Des fanatiques nous disent : Dieu vint en tel temps dans une petite bourgade ; Dieu prêcha, et il endurcit le cœur de ses auditeurs afin qu’ils ne crussent point en lui ; il leur parla, et il boucha leurs oreilles ; il choisit seulement douze idiots pour l’écouter, et il n’ouvrit l’esprit à ces douze idiots que quand il fut mort. La terre entière doit rire de ces fanatiques absurdes, comme dit milord Shaftesbury ; on ne doit pas leur faire l’honneur de raisonner ; il faut les saigner et les purger, comme gens qui ont la fièvre chaude. J’en dirai autant de tous les dieux qu’on a inventés ; je ne ferai pas plus de grâce aux monstres de l’Inde qu’aux monstres de l’Égypte ; je plaindrai toutes les nations qui ont abandonné le Dieu universel pour tant de fantômes de dieux particuliers.

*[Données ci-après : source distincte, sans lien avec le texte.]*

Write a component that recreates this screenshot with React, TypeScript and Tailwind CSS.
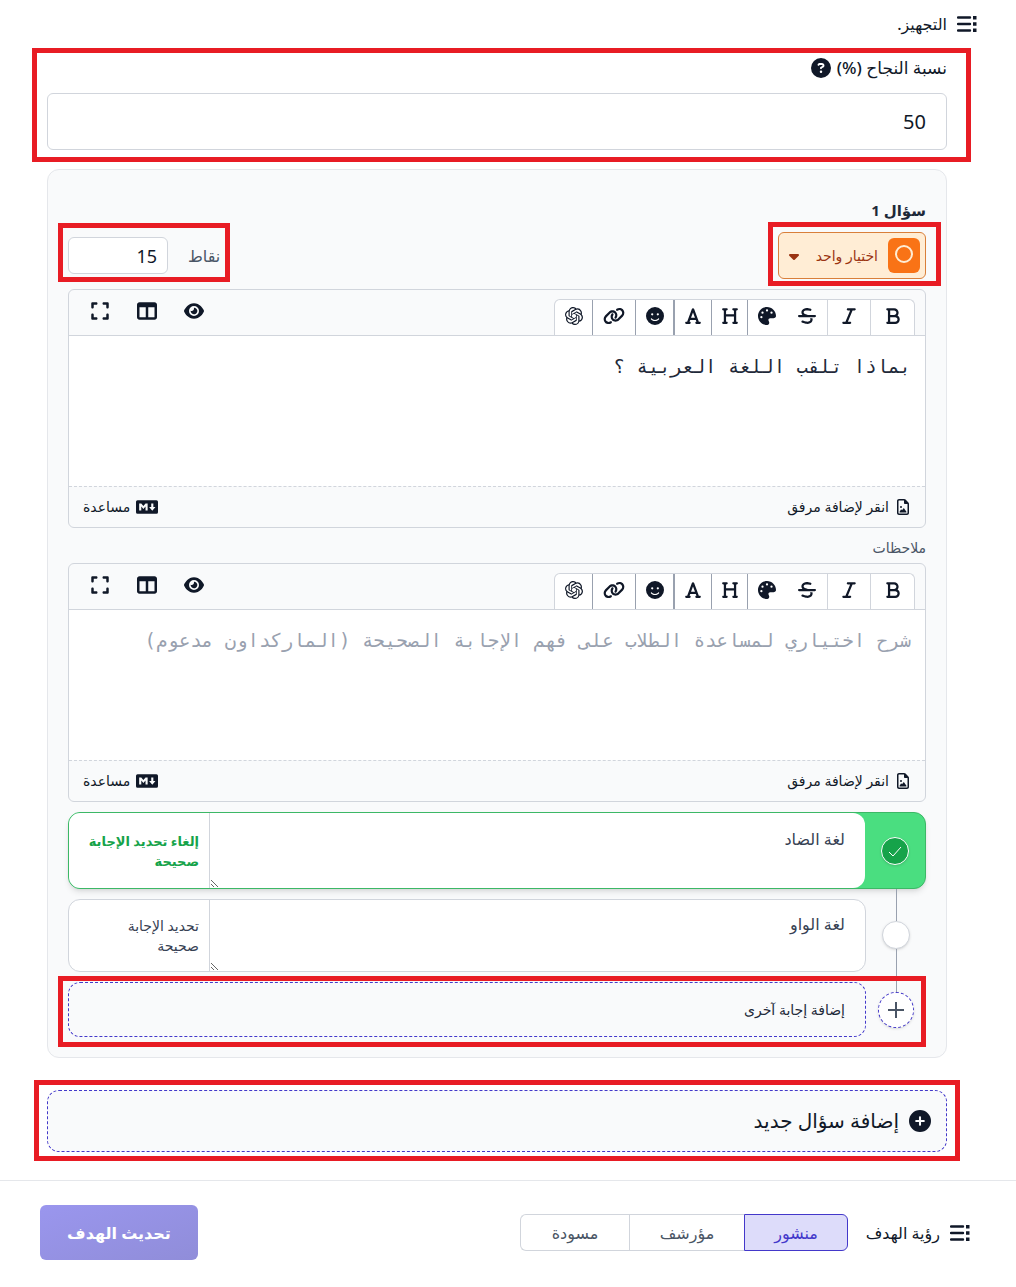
import { useState } from 'react'
import {
  FaBold,
  FaCaretDown,
  FaCirclePlus,
  FaCircleQuestion,
  FaExpand,
  FaEye,
  FaFaceSmile,
  FaFont,
  FaHeading,
  FaItalic,
  FaLink,
  FaPalette,
  FaRegFileImage,
  FaStrikethrough,
  FaTableColumns,
} from 'react-icons/fa6'
import { SiMarkdown, SiOpenai } from 'react-icons/si'

const tools = [
  { label: 'غامق', icon: FaBold, className: 'w-[43px] text-lg' },
  { label: 'مائل', icon: FaItalic, className: 'w-[43px] border-s border-gray-300 text-lg' },
  { label: 'يتوسطه خط', icon: FaStrikethrough, className: 'w-[42px] border-s border-gray-300 text-lg' },
  { label: 'لون', icon: FaPalette, className: 'w-[38px] text-lg' },
  { label: 'عنوان', icon: FaHeading, className: 'w-9 border-s border-gray-400 text-lg' },
  { label: 'خط', icon: FaFont, className: 'w-[37px] border-s border-gray-400 text-lg' },
  { label: 'رموز', icon: FaFaceSmile, className: 'w-[39px] border-s-2 border-gray-400 text-lg' },
  { label: 'رابط', icon: FaLink, className: 'w-[43px] border-s border-gray-400 text-[22px]' },
  { label: 'ذكاء', icon: SiOpenai, className: 'w-[38px] border-s border-gray-400 text-lg' },
]

const views = [
  { label: 'معاينة', icon: FaEye },
  { label: 'أعمدة', icon: FaTableColumns },
  { label: 'ملء الشاشة', icon: FaExpand },
]

const statuses = [
  { value: 'published', label: 'منشور', width: 'w-[104px]' },
  { value: 'archived', label: 'مؤرشف', width: 'w-[115px]' },
  { value: 'draft', label: 'مسودة', width: 'w-[109px]' },
]

function ListIcon() {
  return (
    <svg viewBox="0 0 20 16" className="h-4 w-5 shrink-0" aria-hidden="true">
      <path d="M1 1.5h12M1 8h12M1 14.5h12" stroke="currentColor" strokeWidth="2.4" strokeLinecap="round" />
      <path d="M16 0h3.5v3.5H16zM16 6.25h3.5v3.5H16zM16 12.5h3.5V16H16z" fill="currentColor" />
    </svg>
  )
}

// Red frame drawn over the highlighted part of the form
function Frame({ className }: { className: string }) {
  return <span aria-hidden="true" className={`pointer-events-none absolute z-10 border-5 border-[#e81c24] ${className}`} />
}

function Editor({ label, value, placeholder }: { label: string; value?: string; placeholder?: string }) {
  return (
    <div className="overflow-hidden rounded-md border border-gray-300">
      <div className="flex h-[46px] items-end justify-between border-b border-gray-300 ps-[10px] pe-[21px]">
        <div className="flex h-9 overflow-hidden rounded-t-md border border-b-0 border-gray-300 bg-white">
          {tools.map((tool) => (
            <button
              key={tool.label}
              type="button"
              aria-label={tool.label}
              className={`flex items-center justify-center pb-1 ${tool.className}`}
            >
              <tool.icon />
            </button>
          ))}
        </div>
        <div className="flex gap-[27px] self-start pt-[11px] text-xl">
          {views.map((view) => (
            <button key={view.label} type="button" aria-label={view.label}>
              <view.icon />
            </button>
          ))}
        </div>
      </div>
      <textarea
        aria-label={label}
        defaultValue={value}
        placeholder={placeholder}
        className="block h-[150px] w-full resize-none bg-white px-[14px] pt-[18px] font-['DejaVu_Sans_Mono',monospace] text-[19px] leading-6 text-gray-800 outline-none placeholder:text-gray-400"
      />
      <div className="flex h-[41px] items-center justify-between border-t border-dashed border-gray-300 px-[14px] text-sm font-medium">
        <button type="button" className="flex items-center gap-1.5">
          <FaRegFileImage className="text-base" />
          انقر لإضافة مرفق
        </button>
        <a href="#markdown" className="flex items-center gap-1.5">
          <SiMarkdown className="text-[22px]" />
          مساعدة
        </a>
      </div>
    </div>
  )
}

export default function App() {
  const [status, setStatus] = useState('published')

  return (
    <div dir="rtl" className="bg-white font-['Noto_Sans','DejaVu_Sans',sans-serif] text-gray-900">
      <h2 className="ms-[39px] mt-3 flex h-6 items-center gap-[10px] text-base font-medium">
        <ListIcon />
        التجهيز.
      </h2>

      <main className="ms-[69px] me-[47px] pt-5">
        <div className="relative">
          <Frame className="-start-6 -end-[15px] -top-[8px] -bottom-3" />
          <label htmlFor="rate" className="flex h-6 items-center gap-1.5 text-[17px] font-medium">
            نسبة النجاح (%)
            <FaCircleQuestion className="text-xl" />
          </label>
          <input
            id="rate"
            inputMode="numeric"
            defaultValue="50"
            className="mt-[13px] block h-[57px] w-full rounded-md border border-gray-300 bg-white px-5 text-xl outline-none"
          />
        </div>

        <section className="mt-[19px] rounded-xl border border-gray-200 bg-gray-50 p-5">
          <h3 className="flex h-10 items-center text-[15px] font-bold text-gray-800">سؤال 1</h3>

          <div className="mt-0.5 flex items-center justify-between">
            <div className="relative flex h-[47px] w-[148px] items-center rounded-md border border-[#d97f3a] bg-[#ffedd5] ps-[5px]">
              <Frame className="-start-4 -end-[11px] -top-[11px] -bottom-2" />
              <span className="flex h-[35px] w-8 shrink-0 items-center justify-center rounded-md bg-[#f97316] pb-1">
                <span className="size-[18px] rounded-full border-2 border-orange-100" />
              </span>
              <select
                aria-label="نوع السؤال"
                className="h-full w-full appearance-none bg-transparent ps-[10px] text-sm font-medium text-[#9a3412] outline-none"
              >
                <option>اختيار واحد</option>
                <option>اختيار متعدد</option>
              </select>
              <FaCaretDown className="pointer-events-none absolute end-[7px] text-base text-[#9a3412]" />
            </div>

            <div className="relative flex items-center gap-5">
              <Frame className="-start-[10px] -end-[10px] -top-[14px] -bottom-2" />
              <label htmlFor="points" className="text-base text-gray-600">
                نقاط
              </label>
              <input
                id="points"
                inputMode="numeric"
                defaultValue="15"
                className="h-[37px] w-[100px] rounded-md border border-gray-300 bg-white px-[10px] text-lg outline-none"
              />
            </div>
          </div>

          <div className="mt-[10px]">
            <Editor label="نص السؤال" value="بماذا تلقب اللغة العربية ؟" />
          </div>
          <h4 className="flex h-[35px] items-center pt-1 text-sm font-medium text-gray-600">ملاحظات</h4>
          <Editor
            label="ملاحظات"
            placeholder="شرح اختياري لمساعدة الطلاب على فهم الإجابة الصحيحة (الماركداون مدعوم)"
          />

          <div className="mt-[10px] flex overflow-hidden rounded-xl border border-[#3cb866] bg-[#4ade80] shadow-md">
            <div className="flex w-[60px] shrink-0 items-center justify-center">
              <span className="flex size-7 items-center justify-center rounded-full border border-white bg-[#16a34a] shadow">
                <svg viewBox="0 0 16 16" className="size-4" fill="none" stroke="white" strokeWidth="1">
                  <path d="M2 9l4 4 8-9" />
                </svg>
              </span>
            </div>
            <div className="flex flex-1 rounded-s-xl bg-white">
              <textarea
                aria-label="الإجابة 1"
                defaultValue="لغة الضاد"
                className="block h-[75px] min-w-0 flex-1 resize-y border-e border-gray-300 px-5 pt-4 text-base leading-5 text-gray-700 outline-none"
              />
              <button type="button" className="w-[140px] ps-[10px] pe-3 text-start text-[13px] leading-5 font-bold text-[#16a34a]">
                إلغاء تحديد الإجابة صحيحة
              </button>
            </div>
          </div>

          <div className="flex">
            <div className="flex w-[60px] shrink-0 flex-col items-center">
              <span className="h-8 w-px bg-gray-400" />
              <span className="size-7 rounded-full border border-gray-300 bg-white shadow" />
              <span className="w-px flex-1 bg-gray-400" />
            </div>
            <div className="mt-[10px] flex flex-1 overflow-hidden rounded-xl border border-gray-300 bg-white">
              <textarea
                aria-label="الإجابة 2"
                defaultValue="لغة الواو"
                className="block h-[71px] min-w-0 flex-1 resize-y border-e border-gray-300 px-5 pt-[14px] text-base leading-5 text-gray-700 outline-none"
              />
              <button type="button" className="w-[140px] ps-[10px] pe-5 text-start text-sm leading-5 text-gray-700">
                تحديد الإجابة صحيحة
              </button>
            </div>
          </div>

          <button type="button" className="relative flex w-full text-start">
            <Frame className="start-0 -end-[10px] top-1 -bottom-[10px]" />
            <span className="flex w-[60px] shrink-0 flex-col items-center">
              <span className="h-5 w-px bg-gray-400" />
              <span className="flex size-9 items-center justify-center rounded-full border border-dashed border-[#4338ca] bg-white shadow">
                <svg viewBox="0 0 16 16" className="size-4 text-gray-600" stroke="currentColor" strokeWidth="2">
                  <path d="M8 0v16M0 8h16" />
                </svg>
              </span>
            </span>
            <span className="mt-[10px] flex h-[55px] flex-1 items-center rounded-xl border border-dashed border-[#4338ca] px-5 text-sm text-gray-800">
              إضافة إجابة آخرى
            </span>
          </button>
        </section>

        <button
          type="button"
          className="relative mt-8 flex h-[62px] w-full items-center gap-[10px] rounded-xl border border-dashed border-[#4338ca] bg-gray-50 px-[15px] text-xl font-medium"
        >
          <Frame className="-start-[14px] -end-[14px] -top-[11px] -bottom-[10px]" />
          <FaCirclePlus className="text-[22px]" />
          إضافة سؤال جديد
        </button>
      </main>

      <footer className="mt-7 flex items-center justify-between border-t border-gray-200 ps-[46px] pe-10 pt-6 pb-7">
        <div className="flex items-center">
          <ListIcon />
          <span className="ms-[10px] me-4 w-[76px] text-base font-medium whitespace-nowrap">رؤية الهدف</span>
          <div role="radiogroup" aria-label="رؤية الهدف" className="flex">
            {statuses.map((item) => (
              <label
                key={item.value}
                className={`flex h-[37px] cursor-pointer items-center justify-center border text-base first:rounded-s-md last:rounded-e-md ${item.width} ${
                  status === item.value
                    ? 'border-[#4338ca] bg-[#dddcfa] font-medium text-[#4338ca]'
                    : 'border-s-0 border-gray-300 text-gray-600'
                }`}
              >
                <input
                  type="radio"
                  name="status"
                  value={item.value}
                  checked={status === item.value}
                  onChange={() => setStatus(item.value)}
                  className="sr-only"
                />
                {item.label}
              </label>
            ))}
          </div>
        </div>
        <button
          type="button"
          className="h-[55px] w-[158px] rounded-md bg-linear-to-br from-[#9a96ee] to-[#908dd9] text-base font-bold text-white"
        >
          تحديث الهدف
        </button>
      </footer>
    </div>
  )
}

Je me donnerai bien de garde de m’élever avec colère contre les malheureux qui ont perverti ainsi leur raison ; je me bornerai à les plaindre, en cas que leur folie n’aille pas jusqu’à la persécution et au meurtre : car alors ils ne seraient que des voleurs de grand chemin. Quiconque n’est coupable que de se tromper mérite compassion ; quiconque persécute mérite d’être traité comme une bête féroce.

Pardonnons aux hommes, et qu’on nous pardonne. Je finis par ce souhait unique, que Dieu veuille exaucer !


fin de l’histoire de l’établissement du christianisme.